Russia has made feral claims to half the North Pole in anticipation that melting ice caps will make it easier to exploit the huge reserve of oil there.

These countries realize beyond the economic and environmental impacts, new trends in climate change will force realignment in state relations.

Living in a region which will be greatly affected by global warming, Indonesia must conceptualize strategic and defense thinking to face these new threats.

Rising sea levels will effect coastal areas in the Asia Pacific, across which some five million people live in low lying coastal perimeters.

Scientists believe a 50-centimeter rise in sea levels will cause a 50-meter coastline retreat in low-lying areas.

As a country with the world's third largest coastline (54,700 kilometers) and with 85 percent of its population living within 100 kilometers of the coast, the shifting demographics likely to occur in Indonesia caused by rising seas is precarious.

One of the first contingencies Indonesia must prepare in the coming decade is the chaotic events of a large-scale displacement of people.

Imagine rising sea levels inundating traditional coastal farming areas such as those in Karawang and Subang regencies, while low lying basins like Citarum could see cropland flooded.

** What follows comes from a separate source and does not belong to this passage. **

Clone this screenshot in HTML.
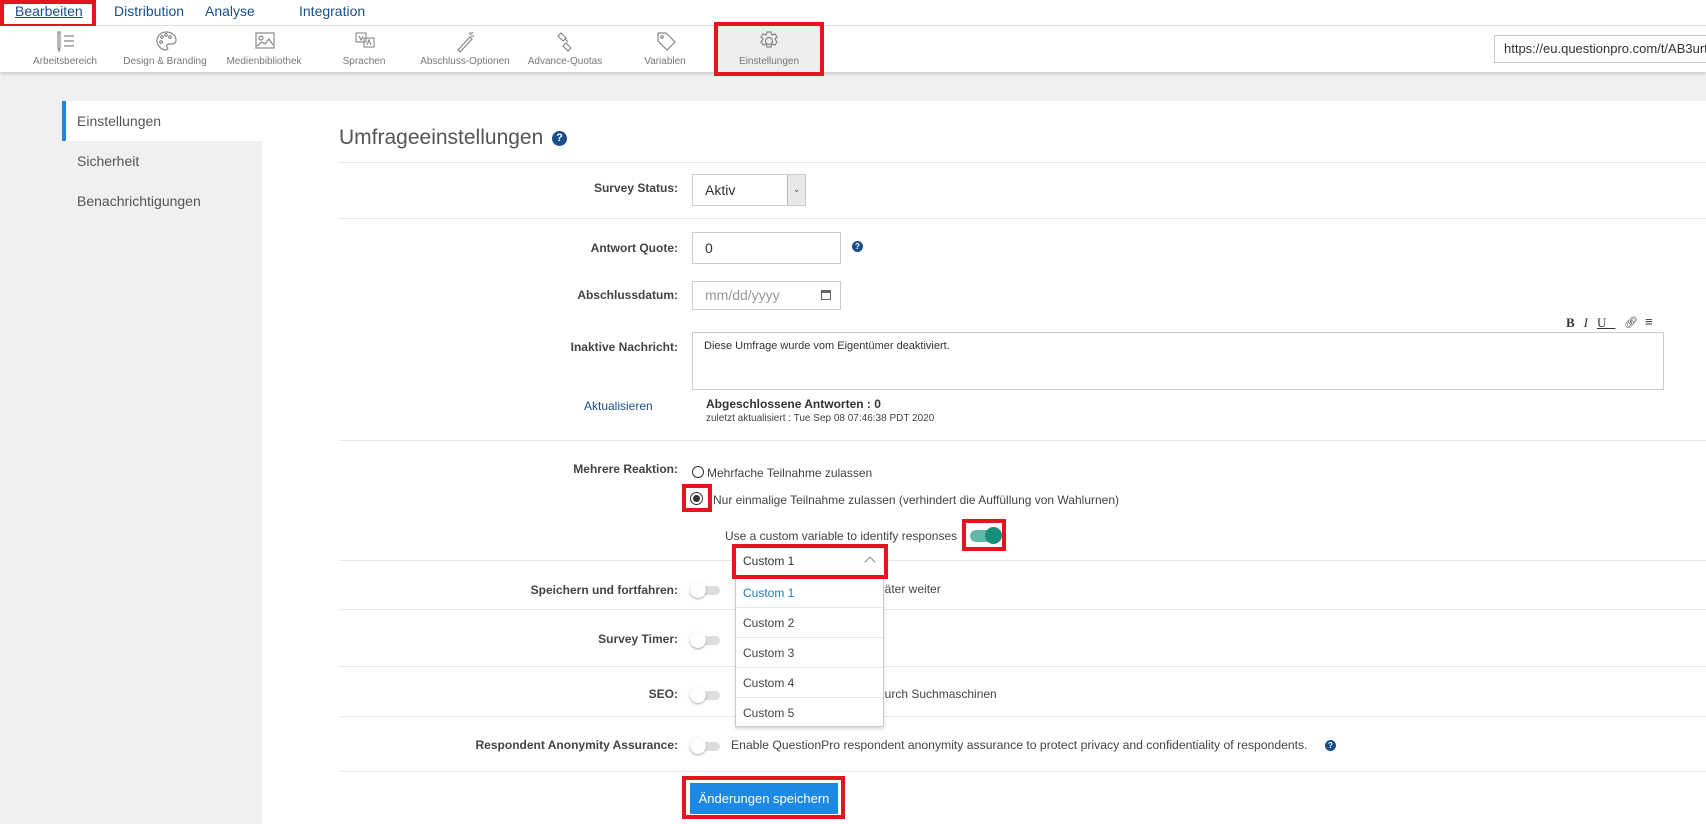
<!DOCTYPE html>
<html><head><meta charset="utf-8"><style>
*{box-sizing:border-box;margin:0;padding:0}
body{width:1706px;height:824px;overflow:hidden;background:#f0f0f0;font-family:"Liberation Sans",sans-serif;color:#333;position:relative}
.a{position:absolute}
.red{position:absolute;border:4px solid #e3161f}
.nav{left:0;top:0;width:1706px;height:26px;background:#fff;border-bottom:1px solid #ddd}
.nav span{position:absolute;top:3px;font-size:14px;color:#1a4f8b}
.tb{left:0;top:26px;width:1706px;height:46px;background:#fff;box-shadow:0 2px 3px rgba(0,0,0,.15)}
.ti{position:absolute;top:0;width:100px;height:46px;text-align:center}
.ti svg{position:absolute;left:40px;top:4px}
.ti div{position:absolute;top:30px;width:100%;font-size:10px;color:#777}
.lab{position:absolute;right:1028px;font-size:12px;font-weight:bold;color:#444;white-space:nowrap;text-align:right}
.hr{position:absolute;left:339px;right:0;height:1px;background:#e6e6e6}
.inp{position:absolute;border:1px solid #ccc;background:#fff;font-size:14px;color:#333;padding-left:12px}
.tog{position:absolute;width:30px;height:14px}
.tog i{position:absolute;left:4px;top:3px;width:26px;height:9px;border-radius:5px;background:#ddd}
.tog b{position:absolute;left:0;top:-1px;width:16px;height:16px;border-radius:50%;background:#fff;box-shadow:0 1px 2px rgba(0,0,0,.35)}
.help{position:absolute;width:13px;height:13px;border-radius:50%;background:#1a4f8b;color:#fff;font-size:10px;font-weight:bold;text-align:center;line-height:13px}
.t{position:absolute;font-size:12px;color:#444;white-space:nowrap}
.dd div{height:30px;border-bottom:1px solid #e6e6e6;padding-left:7px;line-height:30px;font-size:12px;color:#444}
</style></head><body>
<div class="a nav">
<span style="left:15px;text-decoration:underline">Bearbeiten</span>
<span style="left:114px">Distribution</span>
<span style="left:205px">Analyse</span>
<span style="left:299px">Integration</span>
</div>
<div class="red" style="left:0;top:0;width:96px;height:28px"></div>
<div class="a tb">
<div class="ti" style="left:15px"><svg width="22" height="24" viewBox="0 0 22 24" fill="none" stroke="#888" stroke-width="1.2"><path d="M3 2v16l1 3 1-3V2z M9 6h10 M9 11h10 M9 16h10"/></svg><div>Arbeitsbereich</div></div>
<div class="ti" style="left:115px"><svg width="22" height="24" viewBox="0 0 22 24" fill="none" stroke="#888" stroke-width="1.2"><path d="M11 2C5 2 2 7 2 11c0 6 6 9 9 9 2 0 2-2 1-3s0-3 2-3h3c3 0 4-2 4-4 0-4-4-8-10-8z"/><circle cx="7" cy="7" r="1.3"/><circle cx="11" cy="5" r="1.3"/><circle cx="15" cy="7" r="1.3"/><circle cx="6" cy="12" r="1.3"/></svg><div>Design &amp; Branding</div></div>
<div class="ti" style="left:214px"><svg width="22" height="24" viewBox="0 0 22 24" fill="none" stroke="#888" stroke-width="1.2"><rect x="2" y="3" width="18" height="15"/><circle cx="7" cy="8" r="2"/><path d="M3 16l5-4 3 2 4-5 4 6"/></svg><div>Medienbibliothek</div></div>
<div class="ti" style="left:314px"><svg width="22" height="24" viewBox="0 0 22 24" fill="none" stroke="#888" stroke-width="1.1"><rect x="2" y="3" width="10" height="9"/><rect x="10" y="8" width="10" height="9"/><path d="M5 6l2 4 2-4 M13 15l2-5 2 5"/></svg><div>Sprachen</div></div>
<div class="ti" style="left:415px"><svg width="22" height="24" viewBox="0 0 22 24" fill="none" stroke="#888" stroke-width="1.2"><path d="M3 20l12-13 2 2L5 22z M15 2v3 M19 6h-3 M18 2l-2 2"/></svg><div>Abschluss-Optionen</div></div>
<div class="ti" style="left:515px"><svg width="22" height="24" viewBox="0 0 22 24" fill="none" stroke="#888" stroke-width="1.2"><path d="M6 3l5 5-3 3-5-5z M10 9l3 3 M11 13l5 5-3 3-5-5z"/></svg><div>Advance-Quotas</div></div>
<div class="ti" style="left:615px"><svg width="22" height="24" viewBox="0 0 22 24" fill="none" stroke="#888" stroke-width="1.2"><path d="M3 3h8l9 9-8 8-9-9z"/><circle cx="7" cy="7" r="1.3"/></svg><div>Variablen</div></div>
<div class="ti" style="left:718px;width:102px;background:#eee"><svg width="22" height="24" viewBox="0 0 22 24" fill="none" stroke="#888" stroke-width="1.2"><path d="M9 2h4l1 3 3-1 2 3-2 2 2 3-2 3-3-1-1 3H9l-1-3-3 1-2-3 2-3-2-2 2-3 3 1z"/><circle cx="11" cy="11" r="3.5"/></svg><div>Einstellungen</div></div>
</div>
<div class="red" style="left:714px;top:22px;width:110px;height:54px"></div>
<div class="inp" style="left:1494px;top:35px;width:230px;height:28px;font-size:13px;line-height:26px;padding-left:9px">https://eu.questionpro.com/t/AB3urt</div>

<div class="a" style="left:62px;top:101px;width:1644px;height:723px;background:#fff"></div>
<div class="a" style="left:62px;top:141px;width:200px;height:683px;background:#f0f0f0"></div>
<div class="a" style="left:62px;top:101px;width:4px;height:40px;background:#1e88e5"></div>
<div class="a" style="left:77px;top:113px;font-size:14px;color:#555">Einstellungen</div>
<div class="a" style="left:77px;top:153px;font-size:14px;color:#555">Sicherheit</div>
<div class="a" style="left:77px;top:193px;font-size:14px;color:#555">Benachrichtigungen</div>

<div class="a" style="left:339px;top:126px;font-size:21px;color:#555">Umfrageeinstellungen</div>
<div class="help" style="left:552px;top:131px;width:15px;height:15px;line-height:15px;font-size:11px">?</div>
<div class="hr" style="top:162px"></div>

<div class="lab" style="top:181px;left:auto;right:1028px">Survey Status:</div>
<div class="inp" style="left:692px;top:174px;width:114px;height:32px;line-height:30px">Aktiv</div>
<div class="a" style="left:787px;top:175px;width:18px;height:30px;background:#e8e8e8;border-left:1px solid #bbb;font-size:9px;color:#555;text-align:center;line-height:28px">&#8964;</div>
<div class="hr" style="top:218px"></div>

<div class="lab" style="top:241px">Antwort Quote:</div>
<div class="inp" style="left:692px;top:232px;width:149px;height:32px;line-height:30px">0</div>
<div class="help" style="left:852px;top:241px;width:11px;height:11px;line-height:11px;font-size:8px">?</div>

<div class="lab" style="top:288px">Abschlussdatum:</div>
<div class="inp" style="left:692px;top:281px;width:149px;height:29px;line-height:27px;color:#999">mm/dd/yyyy</div>
<div class="a" style="left:821px;top:290px;width:10px;height:10px;border:1px solid #666;border-top-width:3px"></div>

<div class="a" style="left:1566px;top:315px;font-family:'Liberation Serif',serif;font-size:13px;color:#333;letter-spacing:9px"><b>B</b><i>I</i><u>U</u></div>
<div class="a" style="left:1624px;top:316px;font-size:11px;color:#333">&#x1F517;&#xFE0E;</div>
<div class="a" style="left:1645px;top:314px;font-size:13px;color:#333">&#8801;</div>
<div class="lab" style="top:340px">Inaktive Nachricht:</div>
<div class="inp" style="left:692px;top:332px;width:972px;height:58px;font-size:11px;padding:7px 11px">Diese Umfrage wurde vom Eigentümer deaktiviert.</div>

<div class="a" style="left:584px;top:399px;font-size:12px;color:#1a4f8b">Aktualisieren</div>
<div class="a" style="left:706px;top:397px;font-size:12px;font-weight:bold;color:#333">Abgeschlossene Antworten : 0</div>
<div class="a" style="left:706px;top:413px;font-size:10px;color:#444">zuletzt aktualisiert : Tue Sep 08 07:46:38 PDT 2020</div>
<div class="hr" style="top:440px"></div>

<div class="lab" style="top:462px">Mehrere Reaktion:</div>
<div class="a" style="left:692px;top:466px;width:12px;height:12px;border:1px solid #333;border-radius:50%"></div>
<div class="t" style="left:707px;top:466px">Mehrfache Teilnahme zulassen</div>
<div class="a" style="left:690px;top:492px;width:13px;height:13px;border:1px solid #333;border-radius:50%;background:#fff"><div style="margin:2px;width:7px;height:7px;border-radius:50%;background:#333"></div></div>
<div class="red" style="left:682px;top:484px;width:30px;height:28px"></div>
<div class="t" style="left:713px;top:493px">Nur einmalige Teilnahme zulassen (verhindert die Auffüllung von Wahlurnen)</div>
<div class="t" style="left:725px;top:529px">Use a custom variable to identify responses</div>
<div class="a" style="left:970px;top:530px;width:28px;height:12px;border-radius:6px;background:#5fb8a9"></div>
<div class="a" style="left:985px;top:527px;width:17px;height:17px;border-radius:50%;background:#17907b"></div>
<div class="red" style="left:962px;top:519px;width:44px;height:32px"></div>

<div class="hr" style="top:560px"></div>
<div class="lab" style="top:583px">Speichern und fortfahren:</div>
<div class="tog" style="left:690px;top:583px"><i></i><b></b></div>
<div class="t" style="left:872px;top:582px">später weiter</div>
<div class="hr" style="top:609px"></div>
<div class="lab" style="top:632px">Survey Timer:</div>
<div class="tog" style="left:690px;top:633px"><i></i><b></b></div>
<div class="hr" style="top:666px"></div>
<div class="lab" style="top:687px">SEO:</div>
<div class="tog" style="left:690px;top:688px"><i></i><b></b></div>
<div class="t" style="left:878px;top:687px">durch Suchmaschinen</div>
<div class="hr" style="top:716px"></div>
<div class="lab" style="top:738px">Respondent Anonymity Assurance:</div>
<div class="tog" style="left:690px;top:739px"><i></i><b></b></div>
<div class="t" style="left:731px;top:738px;font-size:12.2px">Enable QuestionPro respondent anonymity assurance to protect privacy and confidentiality of respondents.</div>
<div class="help" style="left:1325px;top:740px;width:11px;height:11px;line-height:11px;font-size:8px">?</div>
<div class="hr" style="top:771px"></div>

<div class="a" style="left:690px;top:783px;width:148px;height:31px;background:#1e88e5;color:#fff;font-size:13px;text-align:center;line-height:31px">Änderungen speichern</div>
<div class="red" style="left:682px;top:776px;width:163px;height:43px"></div>

<div class="a dd" style="left:735px;top:577px;width:149px;height:150px;background:#fff;border:1px solid #ccc;box-shadow:0 2px 3px rgba(0,0,0,.15)">
<div style="color:#1e7ac0">Custom 1</div><div>Custom 2</div><div>Custom 3</div><div>Custom 4</div><div style="border:0">Custom 5</div>
</div>
<div class="a" style="left:736px;top:548px;width:148px;height:27px;background:#fff;font-size:12px;color:#333;line-height:27px;padding-left:7px">Custom 1<span style="position:absolute;right:10px;top:10px;width:8px;height:8px;border-left:1px solid #888;border-top:1px solid #888;transform:rotate(45deg)"></span></div>
<div class="red" style="left:732px;top:544px;width:156px;height:35px"></div>
</body></html>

Large shifts in migration almost always bring societal tensions.

A second challenge is one to our territorial waters.

If Indonesia was so worried about the creeping jurisdiction of Singapore's land reclamation projects, has the country also begun auditing the loss of strategic islands due to rising seas which may alter the borders recognized in the archipelagic concept?

Let us not forget State Minister of Environment Rachmat Witoelar's foreboding remark last year: 2,000 small islands could be submerged in two decades.

The Kyoto Protocol and the Climate Change Conference in Bali are worthy preventive measures to reduce climate change. But occur it will.

As a country saddling global warming's equatorial tension belt, Indonesian security thinkers need to invest in ideas which ultimately provide security-based policy options to contain likely tensions and shifting regional power trends before it is too late.

The author, a staff writer with The Jakarta Post, is currently studying at Harvard University as a research fellow with the Weatherhead Center for International Affairs.